Is there any more debug info we can get than this? I know for a fact that one of the devices isn’t even behind a firewall and is connected directly to the router in the office but my device is unable to connect to it but the central server has a connection to it.

It seems like the connection process works when it wants… Any ideas?

EDIT: I have tried clearing the config on my own device and reconnected it to our central server which has introduced the other clients but it’s still not connecting only to our central server

In nine cases out of ten that’s a firewall in the way.

(Probably the tenth also, but I can’t prove that.)

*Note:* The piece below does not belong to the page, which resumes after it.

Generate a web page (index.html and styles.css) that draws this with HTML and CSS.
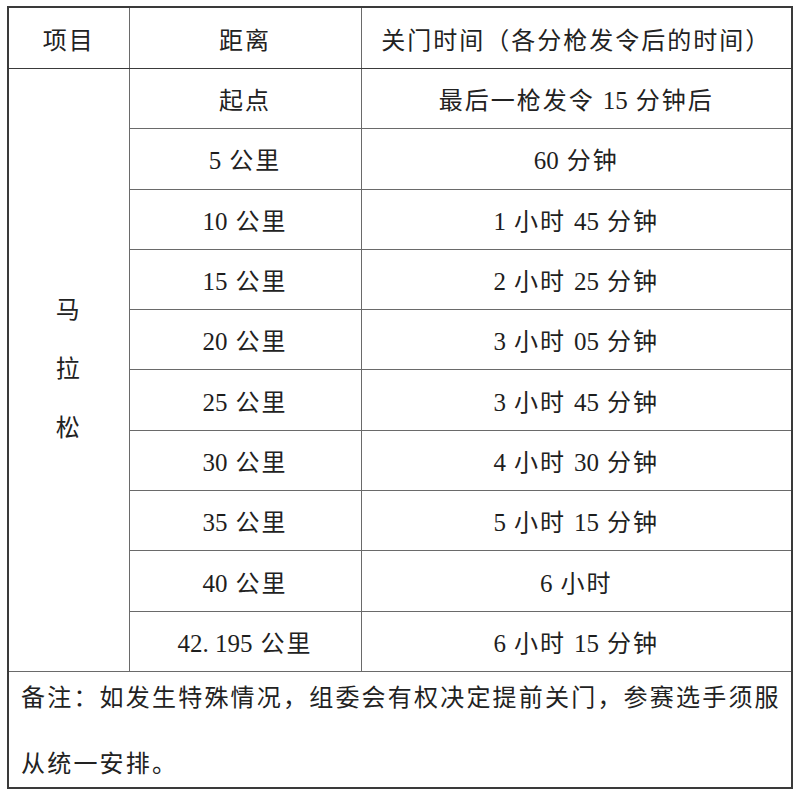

Hi @calmh, There is no firewall in the way as stated in my post. In the office all clients connect directly to the router via wireless.

I’ve just turned on another device in my house and that IS able to connect to a device in that office that my laptop is unable to. (everything was fine on v.10.6)

Nothing has changed between v0.10.6 and v0.10.7 related to the connections so the issue is at your end. The issue you might be having is that the global discovery wins over local discovery and then UPnP somehow doesn’t work from inside the network. I say this because the IP and the port from the log does not look local, it looks external.

If all of the devices are on the same subnet, I suggest you disable global discovery and see if that helps, or perhaps tweak UPnP settings, as it seems that the UPnP mappings are somehow timing out? Is your lease length larger than the renewal period?

Hi @AudriusButkevicius,

Let me explain a bit clearer…

My Home Network -> My Laptop My Home Network -> Another Laptop DC Network -> Our Firewall -> Central File Server One Business Building Network (No firewall) -> L’s Laptop

My Laptop can connect to our Central File Server My Laptop can connect to Another Laptop Another Laptop can connect to our Central File Server Another Laptop can connect to My Laptop Another Laptop can connect to L’s Laptop L’s Laptop can connect to our Central File Server L’s Laptop can connect to Another Laptop

As you can see My Laptop cannot connect to L’s laptop and L’s laptop can’t connect to My Laptop yet there is no reason why it shouldn’t

I’ve just managed to get the log from L’s laptop and as you can see there are lots and lots of the same error message trying to connect to My Laptop.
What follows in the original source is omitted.